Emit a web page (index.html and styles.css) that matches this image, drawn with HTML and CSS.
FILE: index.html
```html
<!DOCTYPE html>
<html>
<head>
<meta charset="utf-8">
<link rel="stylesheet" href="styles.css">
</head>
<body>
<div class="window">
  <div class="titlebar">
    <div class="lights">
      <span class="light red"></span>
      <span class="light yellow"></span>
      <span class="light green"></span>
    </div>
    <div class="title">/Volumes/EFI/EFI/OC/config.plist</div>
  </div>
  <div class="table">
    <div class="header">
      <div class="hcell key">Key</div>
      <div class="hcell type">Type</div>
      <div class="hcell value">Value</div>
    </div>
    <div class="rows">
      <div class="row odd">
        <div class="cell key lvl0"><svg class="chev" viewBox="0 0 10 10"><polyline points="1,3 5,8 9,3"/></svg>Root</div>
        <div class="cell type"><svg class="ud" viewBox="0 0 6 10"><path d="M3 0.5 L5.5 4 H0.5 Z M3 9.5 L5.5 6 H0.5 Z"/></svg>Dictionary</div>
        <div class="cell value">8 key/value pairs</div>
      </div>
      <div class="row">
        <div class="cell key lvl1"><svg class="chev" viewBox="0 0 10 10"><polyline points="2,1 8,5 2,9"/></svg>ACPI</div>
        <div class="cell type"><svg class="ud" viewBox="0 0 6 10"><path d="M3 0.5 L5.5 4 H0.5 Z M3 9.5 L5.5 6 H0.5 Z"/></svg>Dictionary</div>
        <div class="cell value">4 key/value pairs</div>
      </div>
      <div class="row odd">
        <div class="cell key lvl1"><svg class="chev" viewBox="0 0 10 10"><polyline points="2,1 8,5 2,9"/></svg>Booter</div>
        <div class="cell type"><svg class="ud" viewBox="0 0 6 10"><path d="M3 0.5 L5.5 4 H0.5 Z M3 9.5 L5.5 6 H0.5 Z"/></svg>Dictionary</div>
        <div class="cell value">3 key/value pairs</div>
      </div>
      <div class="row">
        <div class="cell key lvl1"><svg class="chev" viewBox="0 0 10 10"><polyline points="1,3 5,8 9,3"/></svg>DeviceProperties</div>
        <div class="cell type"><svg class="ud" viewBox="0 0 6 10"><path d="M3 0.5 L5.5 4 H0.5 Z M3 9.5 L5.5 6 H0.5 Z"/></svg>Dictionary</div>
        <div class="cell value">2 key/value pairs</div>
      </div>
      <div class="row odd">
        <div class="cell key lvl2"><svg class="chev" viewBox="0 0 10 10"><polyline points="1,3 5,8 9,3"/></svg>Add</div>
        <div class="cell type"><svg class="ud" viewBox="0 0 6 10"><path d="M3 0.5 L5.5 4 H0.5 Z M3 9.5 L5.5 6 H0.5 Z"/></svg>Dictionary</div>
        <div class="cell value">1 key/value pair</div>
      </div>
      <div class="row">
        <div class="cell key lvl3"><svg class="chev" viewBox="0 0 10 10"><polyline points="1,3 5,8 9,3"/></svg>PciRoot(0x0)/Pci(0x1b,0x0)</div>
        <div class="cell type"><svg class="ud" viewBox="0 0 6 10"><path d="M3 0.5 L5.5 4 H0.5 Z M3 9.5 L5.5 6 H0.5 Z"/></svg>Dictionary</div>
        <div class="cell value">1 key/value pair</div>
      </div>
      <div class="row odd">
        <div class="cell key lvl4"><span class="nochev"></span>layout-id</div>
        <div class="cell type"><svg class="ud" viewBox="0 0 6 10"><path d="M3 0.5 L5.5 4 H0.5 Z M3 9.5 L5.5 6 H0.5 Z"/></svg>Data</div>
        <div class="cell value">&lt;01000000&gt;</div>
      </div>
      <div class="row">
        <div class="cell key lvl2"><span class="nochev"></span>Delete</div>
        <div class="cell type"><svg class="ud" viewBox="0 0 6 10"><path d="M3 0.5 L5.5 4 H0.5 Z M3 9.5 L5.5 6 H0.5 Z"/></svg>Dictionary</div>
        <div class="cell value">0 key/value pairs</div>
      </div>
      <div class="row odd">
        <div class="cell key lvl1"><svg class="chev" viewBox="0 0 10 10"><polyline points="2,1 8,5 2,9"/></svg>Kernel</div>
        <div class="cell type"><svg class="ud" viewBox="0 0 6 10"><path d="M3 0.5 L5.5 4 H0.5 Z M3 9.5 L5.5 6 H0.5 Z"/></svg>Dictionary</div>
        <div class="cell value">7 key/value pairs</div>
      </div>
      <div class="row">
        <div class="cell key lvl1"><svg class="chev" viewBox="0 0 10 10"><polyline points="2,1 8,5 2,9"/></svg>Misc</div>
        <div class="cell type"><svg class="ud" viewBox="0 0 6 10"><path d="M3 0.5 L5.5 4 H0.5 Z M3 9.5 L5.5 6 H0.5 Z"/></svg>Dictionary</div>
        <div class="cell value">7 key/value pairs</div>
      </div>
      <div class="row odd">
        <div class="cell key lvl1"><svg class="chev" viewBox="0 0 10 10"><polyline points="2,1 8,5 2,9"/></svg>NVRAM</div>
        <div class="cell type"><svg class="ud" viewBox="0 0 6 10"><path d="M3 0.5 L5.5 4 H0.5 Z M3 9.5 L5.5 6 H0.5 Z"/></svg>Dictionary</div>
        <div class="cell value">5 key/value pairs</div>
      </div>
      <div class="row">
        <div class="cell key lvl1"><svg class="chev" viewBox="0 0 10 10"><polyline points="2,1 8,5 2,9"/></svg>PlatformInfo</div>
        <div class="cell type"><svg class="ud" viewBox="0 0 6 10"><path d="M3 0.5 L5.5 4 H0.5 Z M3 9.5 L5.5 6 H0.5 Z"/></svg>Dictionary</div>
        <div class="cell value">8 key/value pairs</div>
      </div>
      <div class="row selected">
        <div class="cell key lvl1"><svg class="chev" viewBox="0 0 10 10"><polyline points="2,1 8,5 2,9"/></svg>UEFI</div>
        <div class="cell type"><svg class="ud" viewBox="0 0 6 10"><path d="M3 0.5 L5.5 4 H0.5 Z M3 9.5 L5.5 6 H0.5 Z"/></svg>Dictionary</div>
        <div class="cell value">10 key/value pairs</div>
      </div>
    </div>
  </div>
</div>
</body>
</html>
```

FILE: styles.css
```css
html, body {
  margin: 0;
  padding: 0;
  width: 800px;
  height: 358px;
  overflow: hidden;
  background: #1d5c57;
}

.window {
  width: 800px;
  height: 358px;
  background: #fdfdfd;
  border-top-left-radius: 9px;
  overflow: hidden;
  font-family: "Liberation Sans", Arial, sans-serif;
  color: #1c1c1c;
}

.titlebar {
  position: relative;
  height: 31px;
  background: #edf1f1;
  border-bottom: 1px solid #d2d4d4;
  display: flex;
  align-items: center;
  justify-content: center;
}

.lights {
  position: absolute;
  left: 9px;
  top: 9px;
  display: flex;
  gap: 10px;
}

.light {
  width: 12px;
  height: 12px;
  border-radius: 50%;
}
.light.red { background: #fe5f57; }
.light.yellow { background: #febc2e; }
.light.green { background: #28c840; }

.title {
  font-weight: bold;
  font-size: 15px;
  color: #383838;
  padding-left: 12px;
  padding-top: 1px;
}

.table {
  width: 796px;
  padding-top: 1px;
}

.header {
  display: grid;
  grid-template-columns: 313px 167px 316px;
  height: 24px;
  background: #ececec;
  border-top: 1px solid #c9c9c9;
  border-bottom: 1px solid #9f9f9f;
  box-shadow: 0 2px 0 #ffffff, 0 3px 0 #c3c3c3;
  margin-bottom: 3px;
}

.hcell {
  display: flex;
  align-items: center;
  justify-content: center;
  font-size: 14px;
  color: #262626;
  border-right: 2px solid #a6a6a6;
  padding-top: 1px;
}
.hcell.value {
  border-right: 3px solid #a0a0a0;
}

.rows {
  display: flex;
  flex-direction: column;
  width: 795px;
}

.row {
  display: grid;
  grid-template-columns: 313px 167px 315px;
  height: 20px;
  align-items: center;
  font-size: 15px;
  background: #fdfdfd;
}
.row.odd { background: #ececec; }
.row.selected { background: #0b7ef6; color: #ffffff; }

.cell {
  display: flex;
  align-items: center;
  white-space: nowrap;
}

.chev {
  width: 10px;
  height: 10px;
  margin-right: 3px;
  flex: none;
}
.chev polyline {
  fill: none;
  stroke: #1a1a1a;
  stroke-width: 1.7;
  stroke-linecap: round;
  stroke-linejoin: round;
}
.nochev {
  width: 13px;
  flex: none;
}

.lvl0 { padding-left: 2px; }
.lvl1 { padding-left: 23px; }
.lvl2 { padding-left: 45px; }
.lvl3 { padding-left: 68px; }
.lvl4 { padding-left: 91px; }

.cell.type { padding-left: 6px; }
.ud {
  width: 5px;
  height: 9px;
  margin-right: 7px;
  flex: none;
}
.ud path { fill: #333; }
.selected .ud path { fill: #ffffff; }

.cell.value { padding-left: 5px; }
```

◆ Task
From the data above, copy each line where the string "styles" appears.

◆ Reply to the exercise
Emit a web page (index.html and styles.css) that matches this image, drawn with HTML and CSS.
<link rel="stylesheet" href="styles.css">
FILE: styles.css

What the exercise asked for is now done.